Attitude: These products are made in Montreal.  The company uses renewable energy sources, is EcoLogo certified, and makes only vegan products.

Sapadilla: These products are made in Port Coquitlam, BC.  Their products do contain fragrance, but it’s derived only from essential oils, and are phthalate-free.

Effeclean: These products are made in Toronto.  The products are all plant-based, and the company does a very good job of explaining all the ingredients that it does not use.

Down East:  The products are made in Dartmouth, NS. Their cleaning products were the first in Canada to be EcoLogo certified.

 

Cleanser-free cleansing

I have been working hard to pare down the number of personal care products that I use. My skin is dry and sensitive, so I have always cleansed my face with cleanser in the evening only, using only warm water in the morning to remove any residual night cream. Even though I am careful to use very gentle cleansers, my skin still tends to feel tight afterwards, and I certainly can’t use exfoliating products, as they are all too harsh. I bought a product the other day that can help me cut out one more personal care product. The product is a facial cloth called Erase your Face. You simply wet the cloth in warm water, then wipe your face and eyes. I am amazed by how well the cloth works: All traces of makeup were gone, including mascara and eyeliner. No tugging of any kind was necessary. Removing eye makeup has always been a challenge, as there is always the possibility of irritation, even though I have typically used only sweet almond oil. Using only warm water is not only environmentally friendly, but economical, and much easier on my skin; I did not need to use a cleanser afterwards. I used the tissue test on my face, and there was absolutely no residue left. The cloths wash out very well; I simply wash them in the sink with a bar of Savon de Marseille and hang to dry. I bought the cloths at Bed, Bath, and Beyond; it’s an excellent investment of $14 for a product that should last a very long time.

 

 

Why zoos should be closed

It’s no secret to anyone who knows me that I despise zoos. I have written about this topic before. I have never supported the arguments that zoos help educate people about animals which, in turn, leads to better animal welfare. The continued horrific treatment of animals around the world does not correlate to increased education. Another argument is that zoos can help preserve species that are close to extinction; I doubt the price of captivity is worth it. I would rather see animals go extinct while living their lives in their natural environments than doomed to an existence of living in cages, no matter how large. In her article, Catherine Bennett discusses the state of zoos, and particularly the efforts of zoo keeper David Gill, who has culled 500 animals.

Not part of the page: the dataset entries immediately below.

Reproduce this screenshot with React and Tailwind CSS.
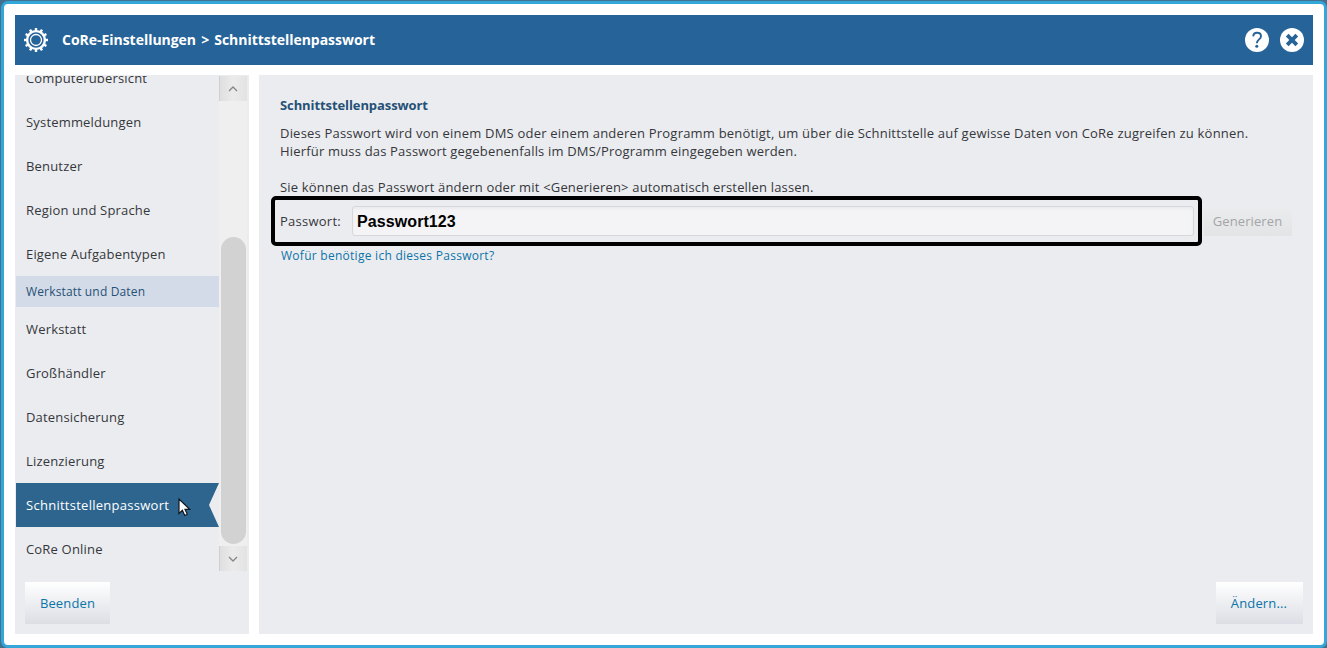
import React from 'react';

const GENERAL_ITEMS = ['Computerübersicht', 'Systemmeldungen', 'Benutzer', 'Region und Sprache', 'Eigene Aufgabentypen'];
const WORKSHOP_ITEMS = ['Werkstatt', 'Großhändler', 'Datensicherung', 'Lizenzierung', 'Schnittstellenpasswort', 'CoRe Online'];
const TEETH = [0, 30, 60, 90, 120, 150, 180, 210, 240, 270, 300, 330];

const GearIcon = () => (
    <svg className="block" width="24" height="24" viewBox="0 0 24 24" fill="none" stroke="#fff">
        <circle cx="12" cy="12" r="8.9" strokeWidth="2.4" />
        <circle cx="12" cy="12" r="5.5" strokeWidth="1.3" />
        {TEETH.map(angle => (
            <path key={angle} d="M12 0v3" strokeWidth="2.4" transform={`rotate(${angle} 12 12)`} />
        ))}
    </svg>
);

const HelpIcon = () => (
    <svg className="block" width="24" height="24" viewBox="0 0 24 24" fill="none">
        <circle cx="12" cy="12" r="12" fill="#fff" />
        <path d="M8.2 8.3C8.4 6 9.900 4.800 12 4.800c2.400 0 4 1.300 4 3.400 0 3.100-4.200 3.300-4.200 7.100" stroke="#266398" strokeWidth="1.900" />
        <circle cx="11.800" cy="18.300" r="1.500" fill="#266398" />
    </svg>
);

const CloseIcon = () => (
    <svg className="block" width="24" height="24" viewBox="0 0 24 24" fill="none">
        <circle cx="12" cy="12" r="12" fill="#fff" />
        <path d="M7.200 7.200l9.600 9.600M16.800 7.200l-9.600 9.600" stroke="#266398" strokeWidth="3.800" />
    </svg>
);

const CursorIcon = () => (
    <svg className="absolute left-[162px] top-[15px]" width="13" height="19" viewBox="0 0 13 19">
        <path d="M1 1v14.500l3.400-3.200 2.300 5.200 2.600-1.200-2.300-5h4.700z" fill="#fff" stroke="#111820" strokeWidth="1.200" />
    </svg>
);

const ScrollButton = ({ d }) => (
    <div className="flex h-[25px] w-7 shrink-0 items-center justify-center border-l border-[#cfcfcf] bg-gradient-to-r from-[#dfdfe0] via-[#ebebeb] to-[#e3e3e3] pr-px">
        <svg width="10" height="6" viewBox="0 0 10 6" fill="none" stroke="#858585" strokeWidth="1.300">
            <path d={d} />
        </svg>
    </div>
);

const NavItem = ({ label, active }) => (
    <div className={`relative flex h-11 shrink-0 items-center pt-0.5 pl-2.5 ${active ? 'bg-[#2d658e] tracking-[0.27px] text-white [clip-path:polygon(0_0,100%_0,193px_50%,100%_100%,0_100%)]' : ''}`}>
        {label}
        {active && <CursorIcon />}
    </div>
);

const Sidebar = () => (
    <aside className="flex w-[234px] flex-col bg-[#ebecf0] pt-px">
        <div className="flex h-[495px] pl-px">
            <nav className="flex w-[203px] flex-col justify-end overflow-hidden tracking-[0.18px]">
                {GENERAL_ITEMS.map(label => <NavItem key={label} label={label} />)}
                <div className="flex h-[31px] shrink-0 items-center bg-[#d4dbe8] pl-2.5 text-[12px] tracking-[0.15px] text-[#255176]">Werkstatt und Daten</div>
                {WORKSHOP_ITEMS.map(label => (
                    <NavItem key={label} label={label} active={label === 'Schnittstellenpasswort'} />
                ))}
            </nav>
            <div className="flex w-7 flex-col bg-[#efefef]">
                <ScrollButton d="M1 5l4-4 4 4" />
                <div className="flex flex-1 flex-col items-end justify-end pr-px pb-0.5">
                    <div className="h-[307px] w-[25px] rounded-full bg-[#d2d2d2]" />
                </div>
                <ScrollButton d="M1 1l4 4 4-4" />
            </div>
        </div>
        <button className="mt-[11px] ml-2.5 h-[42px] w-[85px] bg-gradient-to-b from-white to-[#dcdee5] pt-0.5 tracking-[0.15px] text-[#0b74a8]">Beenden</button>
    </aside>
);

const PasswordPanel = () => (
    <main className="flex flex-1 flex-col bg-[#ebecf0] pr-2.5 pb-2.5 pl-[21px]">
        <h2 className="mt-[21px] leading-[18px] font-bold tracking-[-0.09px] text-[#255176]">Schnittstellenpasswort</h2>
        <p className="mt-2.5 leading-[18px] tracking-[0.205px] whitespace-nowrap">
            Dieses Passwort wird von einem DMS oder einem anderen Programm benötigt, um über die Schnittstelle auf gewisse Daten von CoRe zugreifen zu können.<br />
            <span className="tracking-[0.18px]">Hierfür muss das Passwort gegebenenfalls im DMS/Programm eingegeben werden.</span>
        </p>
        <p className="mt-[18px] leading-[18px] tracking-[0.18px]">Sie können das Passwort ändern oder mit &lt;Generieren&gt; automatisch erstellen lassen.</p>
        <div className="relative mt-2.5 flex h-[30px] items-center">
            <label className="w-[72px] pt-0.5 tracking-[0.25px]">Passwort:</label>
            <div className="flex h-[30px] w-[842px] items-center rounded-[3px] border border-[#d7d8dc] bg-[#f4f4f6] pt-px pl-1 font-['Liberation_Sans',sans-serif] text-[16px] font-bold tracking-[0.09px] text-black shadow-[inset_0_2px_3px_#ebebed]">
                Passwort123
            </div>
            <button className="ml-2.5 h-[29px] w-[88px] bg-gradient-to-b from-[#ebecee] to-[#e3e4e6] pt-0.5 pr-px tracking-[0.1px] text-[#a3a4a7]">Generieren</button>
            <div className="absolute -top-2.5 -left-[9px] h-[50px] w-[931px] rounded-[5px] border-4 border-black" />
        </div>
        <a className="mt-[11px] pl-px leading-[18px] text-[12px] tracking-[0.27px] text-[#0b74a8]">Wofür benötige ich dieses Passwort?</a>
        <button className="mt-auto h-[42px] w-[87px] self-end bg-gradient-to-b from-white to-[#dcdee5] pt-0.5 pr-px tracking-[0.15px] text-[#0b74a8]">Ändern...</button>
    </main>
);

const App = () => (
    <div className="h-[648px] w-[1327px] overflow-hidden bg-[#41718f] pt-px pl-px font-['Open_Sans',sans-serif] text-[13px] text-[#35373b]">
        <div className="flex h-[647px] w-[1326px] flex-col gap-2.5 rounded-[7px] border-[3px] border-[#35a6d8] bg-white p-[11px]">
            <header className="flex h-[50px] shrink-0 items-center bg-[#266398] px-[9px] text-white">
                <GearIcon />
                <h1 className="ml-3.5 flex-1 pb-0.5 text-[14px] font-bold tracking-[-0.03px] [word-spacing:1.5px]">CoRe-Einstellungen &gt; Schnittstellenpasswort</h1>
                <div className="flex gap-[11px]">
                    <HelpIcon />
                    <CloseIcon />
                </div>
            </header>
            <div className="flex h-[559px] shrink-0 gap-2.5">
                <Sidebar />
                <PasswordPanel />
            </div>
        </div>
    </div>
);

export default App;
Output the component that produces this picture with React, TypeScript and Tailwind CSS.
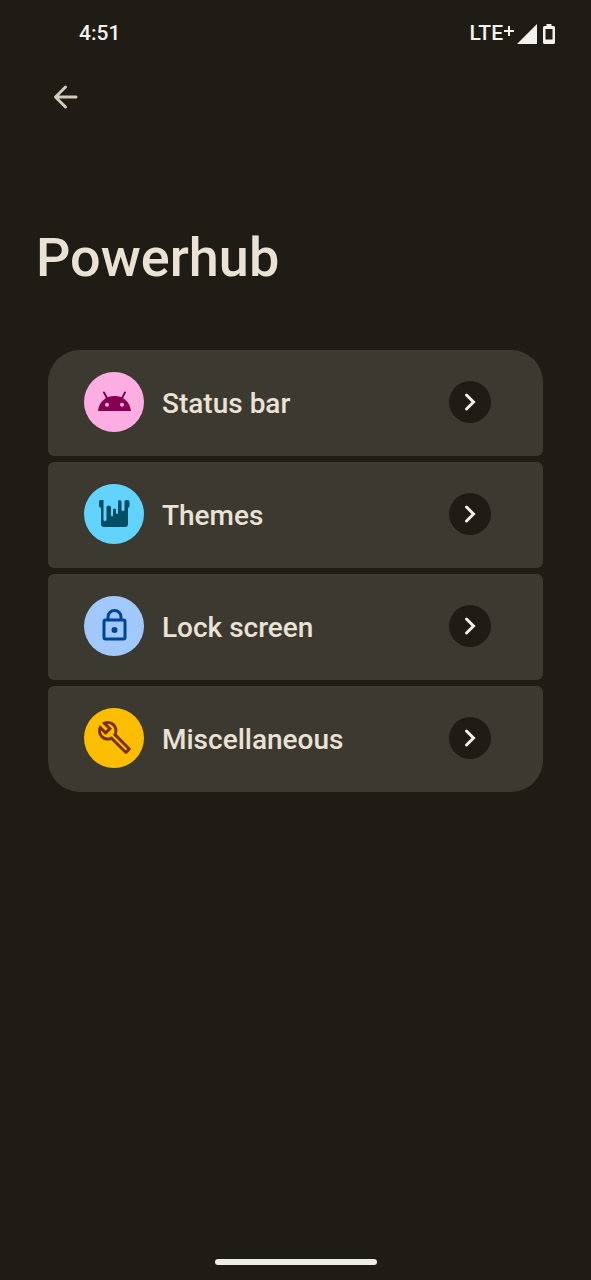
import type { ReactNode } from "react";

function StatusBar() {
  return (
    <header className="flex h-[68px] items-center justify-between pl-[79px] pr-9 text-[21px] font-medium text-[#f4f2ee]">
      <time>4:51</time>
      <div className="flex items-center">
        <span>LTE</span>
        <svg className="mb-1.5 ml-px h-[10px] w-[10px]" viewBox="0 0 10 10" stroke="currentColor" strokeWidth="2">
          <path d="M5 0v10M0 5h10" />
        </svg>
        <svg className="ml-[3px] h-5 w-5" viewBox="0 0 20 20" fill="currentColor" role="img" aria-label="Signal strength">
          <path d="M0 20 20 0v20z" />
        </svg>
        <svg className="ml-[6px] h-5 w-3" viewBox="0 0 12 20" fill="currentColor" role="img" aria-label="Battery">
          <path
            fillRule="evenodd"
            d="M3.500 0h5v2H10.500Q12 2 12 3.500v15Q12 20 10.500 20h-9Q0 20 0 18.500v-15Q0 2 1.500 2h2zM2.500 5v10.500h7V5z"
          />
        </svg>
      </div>
    </header>
  );
}

function AndroidIcon() {
  return (
    <svg viewBox="0 0 60 60" className="h-full w-full" aria-hidden="true">
      <path d="M20 20.500 23.500 27M41 20.500 37.500 27" stroke="#850052" strokeWidth="2" strokeLinecap="round" />
      <path
        fill="#850052"
        fillRule="evenodd"
        d="M14 39C15 30 21.500 24 30.500 24S46 30 47 39zM23 30.700a2 2 0 1 0 0 4 2 2 0 0 0 0-4zM38 30.700a2 2 0 1 0 0 4 2 2 0 0 0 0-4z"
      />
    </svg>
  );
}

function ThemesIcon() {
  return (
    <svg viewBox="0 0 60 60" className="h-full w-full" aria-hidden="true">
      <path
        fill="#004d66"
        d="M16.500 16H19.500V35.500Q19.500 37 21 37T22.500 35.500V23Q22.500 21.500 24.500 21.500T27 23V31Q27 32.500 28 32.500T29 31V26Q29 24.500 30.500 24.500T32 26V28.500Q32 30 33 30T34 28.500V17.500Q34 16 35.500 16T37.500 17.500V25.500Q37.500 27 39 27T40.500 25.500V17.500Q40.500 16 42 16H43.500Q45.500 16 45.500 18V22.500L44 24V40Q44 43 41 43H20Q17 43 17 40V24L15 22.500V18Q15 16 16.500 16z"
      />
    </svg>
  );
}

function LockIcon() {
  return (
    <svg viewBox="0 0 60 60" className="h-full w-full" fill="none" stroke="#004494" strokeWidth="3" aria-hidden="true">
      <rect x="20" y="24" width="21" height="19" rx="1.500" />
      <path d="M24 24v-3a6.500 6.500 0 0 1 13 0v3" />
      <circle cx="30.500" cy="34" r="3" fill="#004494" stroke="none" />
    </svg>
  );
}

function WrenchIcon() {
  return (
    <svg viewBox="0 0 60 60" className="h-full w-full" fill="#7d3300" aria-hidden="true">
      <path
        transform="translate(12.500 11.500) scale(1.500)"
        d="M22.610 18.990l-9.080-9.080c.93-2.340.45-5.100-1.440-7C9.790.61 6.210.4 3.660 2.260L7.500 6.110 6.080 7.520 2.250 3.690C.39 6.230.6 9.820 2.900 12.110c1.860 1.860 4.570 2.350 6.890 1.480l9.110 9.110c.39.39 1.020.39 1.410 0l2.300-2.300c.4-.38.4-1.010 0-1.410zm-3 1.600l-9.460-9.460c-.61.45-1.290.72-2 .82-1.360.2-2.790-.21-3.830-1.250C3.370 9.760 2.930 8.500 3 7.260l3.090 3.090 4.240-4.240-3.090-3.090c1.240-.07 2.490.37 3.440 1.310 1.080 1.080 1.490 2.570 1.240 3.960-.12.71-.42 1.370-.88 1.960l9.450 9.450-.88.89z"
      />
    </svg>
  );
}

type Entry = { label: string; href: string; badge: string; icon: ReactNode };

const entries: Entry[] = [
  { label: "Status bar", href: "#status-bar", badge: "bg-[#ffaee4]", icon: <AndroidIcon /> },
  { label: "Themes", href: "#themes", badge: "bg-[#62d3ff]", icon: <ThemesIcon /> },
  { label: "Lock screen", href: "#lock-screen", badge: "bg-[#a1c9ff]", icon: <LockIcon /> },
  { label: "Miscellaneous", href: "#miscellaneous", badge: "bg-[#fdbd00]", icon: <WrenchIcon /> },
];

function EntryRow({ label, href, badge, icon }: Entry) {
  return (
    <li className="overflow-hidden rounded-md bg-[#3c3931] first:rounded-t-[32px] last:rounded-b-[32px]">
      <a href={href} className="flex h-[106px] items-center pb-0.5 pl-9 pr-[52px]">
        <span className={`h-[60px] w-[60px] shrink-0 rounded-full ${badge}`}>{icon}</span>
        <span className="ml-[18px] flex-1 pt-[3px] text-[28px] font-medium text-[#e9e2d5]">{label}</span>
        <span className="flex h-[42px] w-[42px] shrink-0 items-center justify-center rounded-full bg-[#1f1c16]">
          <svg
            viewBox="0 0 42 42"
            className="h-full w-full"
            fill="none"
            stroke="#f4f0e6"
            strokeWidth="3"
            strokeLinecap="round"
            strokeLinejoin="miter"
            aria-hidden="true"
          >
            <path d="M17.500 14 24.500 21l-7 7" />
          </svg>
        </span>
      </a>
    </li>
  );
}

export default function App() {
  return (
    <div className="flex min-h-screen flex-col bg-[#1f1c16] font-['Roboto',sans-serif]">
      <StatusBar />
      <nav className="flex px-12">
        <button type="button" aria-label="Back" className="flex h-14 w-9 items-center justify-center text-[#d3cabd]">
          <svg
            viewBox="0 0 36 36"
            className="h-9 w-9"
            fill="none"
            stroke="currentColor"
            strokeWidth="3"
            strokeLinecap="round"
            strokeLinejoin="round"
          >
            <path d="M28 19H7.500M17.500 9 7.500 19l10 10" />
          </svg>
        </button>
      </nav>
      <main className="flex-1">
        <h1 className="mt-[98px] px-9 text-[54px] leading-[72px] font-medium text-[#e9e2d5]">Powerhub</h1>
        <ul className="mx-12 mt-14 flex flex-col gap-[6px]">
          {entries.map((entry) => (
            <EntryRow key={entry.label} {...entry} />
          ))}
        </ul>
      </main>
      <footer className="flex justify-center pb-[15px]">
        <div className="h-[6px] w-[162px] rounded-full bg-[#eeece8]" />
      </footer>
    </div>
  );
}
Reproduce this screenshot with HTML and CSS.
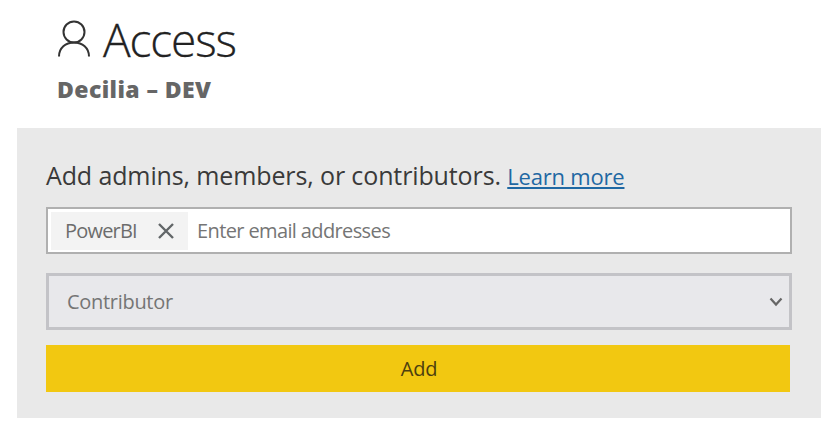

Embracing a new skill: Sewing

I have toyed with the idea of sewing for a while now. I have spent most of my life focused on developing the mind and, frankly, dismissed most crafts as being too stereotypically female. Even as a child, my interests lay in intellectual pursuits, rather than learning how to sew or knit: I considered these activities to be too “girly.”  I still face these biases today, to be honest, but I have approached crafts from another perspective, namely that of reducing my carbon footprint. For the past 5 years, I have made all of my own cleaning products, and most of my personal-care products. I am quick to point out that I don’t do so to avoid “chemicals” as is, sadly, a myth that so many people perpetuate. Water, for example, is composed of chemicals, as are many “natural” products that we use every day, such as baking soda. I do, however, strive to use ingredients that have reduced environmental impacts; further, I wish to avoid buying unnecessary packaging. Yes, some of the ingredients I use, such as vinegar, do come in containers, but I try to buy most products in bulk, using my own containers. Nothing can be truly zero waste, of course, since bulk products come in packaging, need to be shipped, and so forth, but I do what I can to reduce my use of packaging.

My DIY products are as follows:

  • All-purpose spray cleaner
  • Laundry soap
  • Dish soap
  • Floor cleaner
  • Dusting spray
  • Fabric spray
  • Deodorant
  • Hand cream
  • Face serum
  • Lip balm
  • Face tonic
  • Leave-in conditioner

I try to use single products for several applications; for example, I use a 1kg bar of Savon de Marseille to handwash clothes, to clean counters and sinks, and to make laundry and dish soap. I use vinegar and isopropyl alcohol for all-purpose cleaning sprays and floor cleaner. I used to make my own toothpaste, but I noticed that it did not remove plaque as effectively as commercial toothpaste and, further, I have no intention of giving up fluoride, as there is plenty of scientific evidence to show its positive impact on reducing tooth decay. I use shea butter as a lip balm and night cream.

I knit and crochet household goods such as face cloths and dish cloths. I’ve made some scarves as well. I don’t tend to wear sweaters, and find that hand-knit sweaters take up too much closet space. I’ve pared down my wardrobe considerably, so I don’t want to add to what I have.

Sewing is the latest way in which I wish to reduce my environmental impact. I realize, of course, that sewing machines and their accessories are not carbon-free. Still, I embrace sewing as a way to make my own products, particularly if I can reuse materials. I prefer to learn on my own, so I am finding videos online to help me learn. My first projects have been simple: Handkerchiefs (I have not used tissues for nearly 20 years), cloth bags for the bulk store, a small pillowcase for my mini-buckwheat pillow, and a pouch to store nightwear. I  will move on to tablecloths, large pillowcases tea towels, and so forth. Eventually, I hope to make my own clothes.

I still have to deal with my years of associating crafts with stereotypical attitudes towards women. On the other hand, I find great pleasure in creating something physical, especially as this activity stands in direct contrast to the largely intellectual pursuits that have shaped most of my life.